Министры, которые перебрались в «Северную зону», временно устроились в Ойтине; они встречались почти каждый день, за исключением Гиммлера, который находился в Любеке, и Риббентропа, который устроился в окрестностях Плёна. Чуть позже в район Фленсбурга прибыли Руст и Розенберг. Единственным министром, который часто ездил повидаться с Дёницем, был Шпеер. Еще одним контактом была беседа между Дёницем и Шверином фон Крозигом, уже описанная ранее. Работать было практически невозможно. Все ожидали конца. Когда правда о «болезни» Геринга просочилась, начались дискуссии о причинах этой катастрофы и проблемах преемственности. Геринг рассматривался как главный виновный за военное положение из-за провала люфтваффе. Политические ошибки свалили на Риббентропа и криминальных типов вроде Эриха Коха и Бормана. Личность Гитлера, истинного преступника, никогда не обсуждалась. Его смерть ожидалась со дня на день. Наиболее вероятным кандидатом на пост преемника считался Гиммлер. Если бы это право было предоставлено ему в завещании Гитлера, никто бы даже не обсуждал законность претензий рейхсфюрера. Даже в отсутствие завещания полагали, что у Гиммлера — наилучшие перспективы; казалось бесполезным ссылаться на параграф 51 Веймарской конституции, который назначал в таком случае преемником главы государства председателя Верховного суда рейха, потому что никто понятия не имел о его местонахождении. Представлялось более уместным срочное принятие юридической нормы, позволяющей передачу власти вооруженным силам. Однако никто не думал о фельдмаршале Кейтеле, который рассматривался всего лишь как креатура Гитлера. С другой стороны, Гиммлер, как начальник германской полиции, министр внутренних дел и командующий резервной армией, «сосредоточил в своих руках огромную фактическую власть». Во избежание конфликтов и недоразумений между правительством рейха и высшими военными властями в «Северной зоне», члены «Северного кабинета» сочли необходимым, чтобы Дёниц и Гиммлер поддерживали между собой постоянный контакт, главным образом чтобы пресечь сепаратистские тенденции.
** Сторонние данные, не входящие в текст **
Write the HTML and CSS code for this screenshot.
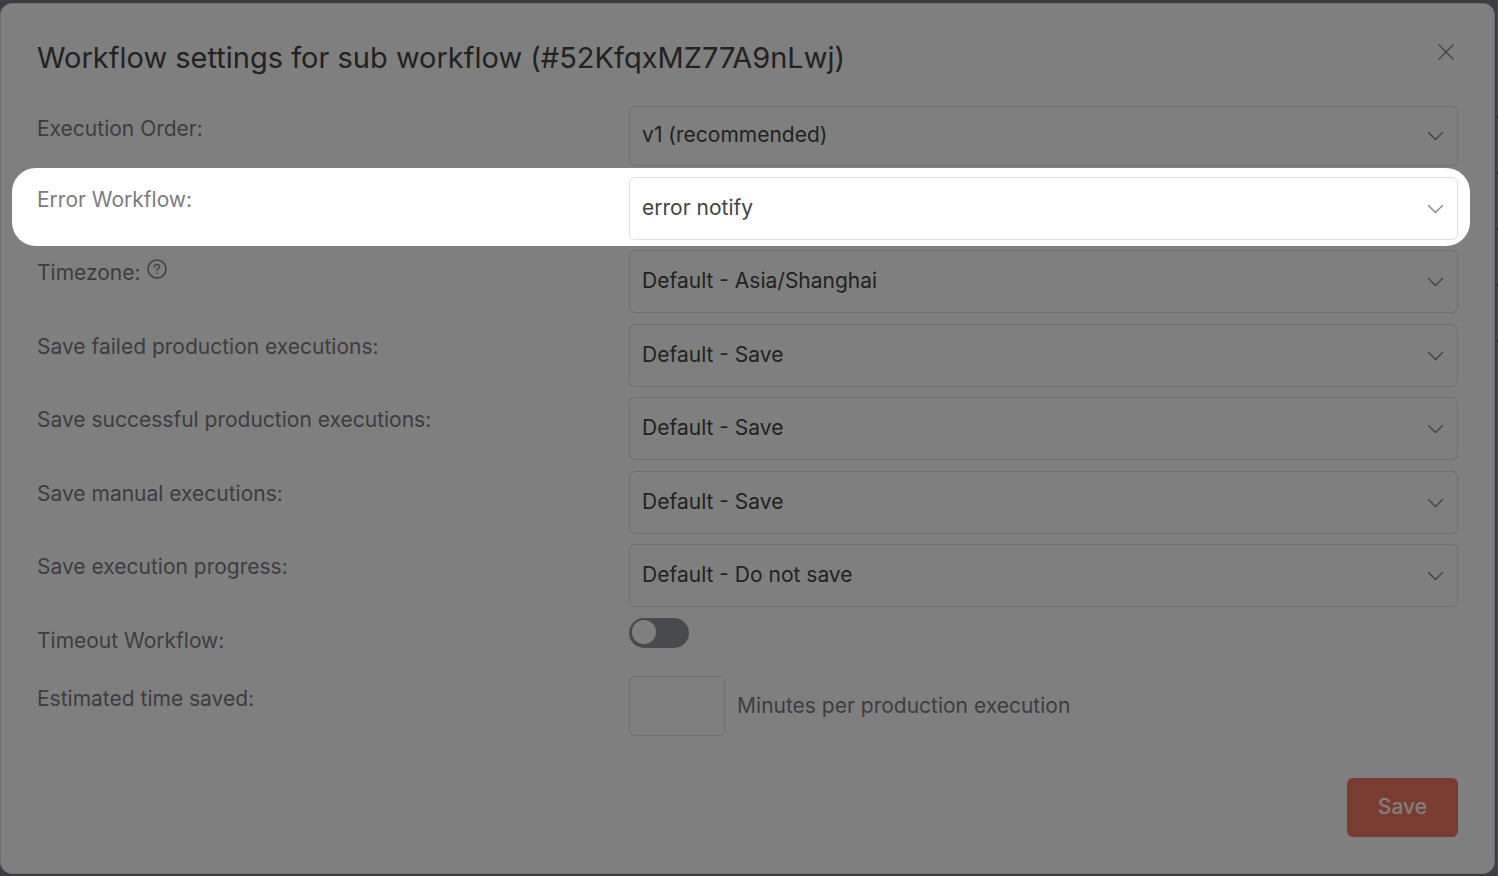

Шверин фон Крозиг отмечал в своем дневнике: «В Гамбурге и Бремене люди уже подумывают о „Северо-Западном Германском рейхе“, возможно, при правлении английского принца; для них рейх равносилен Гекубе».
Хотя при этих обстоятельствах Шверин фон Крозиг и не мог видеть иного решения, он питал серьезнейшие сомнения в отношении Гиммлера как преемника фюрера, поскольку имя рейхсфюрера СС было «справедливо или несправедливо связано с самой мрачной главой, какую, к несчастью, можно было бы найти в современной германской истории». Шверин фон Крозиг считал очень важным, чтобы при вступлении в должность Гиммлер объявил о целом ряде мер, доходящих до «изменения прежней политики и отказе от многого, что было отвратительно для людей как в самой стране, так и за ее границами».